So if I sell 100 SPX puts with a delta of .5 and want to hedge them then I have to sell 50,000 SPY? Are there any other hedges for SPX in a PM account as selling 50,000 SPY would probably move the market until an arb got interested.
Well, you'd probably want to sell the natural straddle over the SPX put/SPY spot synthetic. I don't believe there is any relief with anything other than SPY.
I am looking to reduce margin requirement if I am short naked put or call if market moves against me. Turning a naked position into a short straddle wouldn't do that, I presume.
I agree, the haircut would be smaller but the natural straddle doesn't reduce your risk that selling SPY would, I presume.
Ugh. Short 100 SPX ATM puts AND Short 50,000 SPY [=] Short 50 of the SPX ATM straddles [S*50 calls, S*50 puts]. They're arb-equivalent until you reduce/increase either side of the synthetic equation. Going inter-market can only increase the haircut, and it's more costly in execution.

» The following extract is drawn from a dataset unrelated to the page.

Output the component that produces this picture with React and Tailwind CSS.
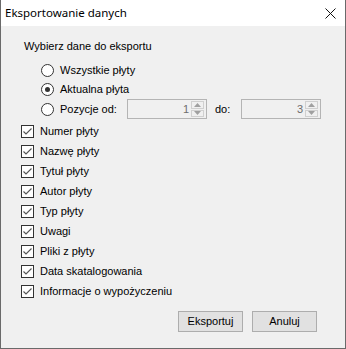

Portfolio Margin Enhancement Dear IB Trader, Modifications are being made to the margin offset for positions in high cap, broad based indices and non high cap broad based indices (some examples: SPX, NDX, OEX, RUT). Margin requirements associated with these positions will be increasing. As a result of the change previously described, we believe that the requirements will change as follows in this account. My PM has gone up over 100%! That didn't last long.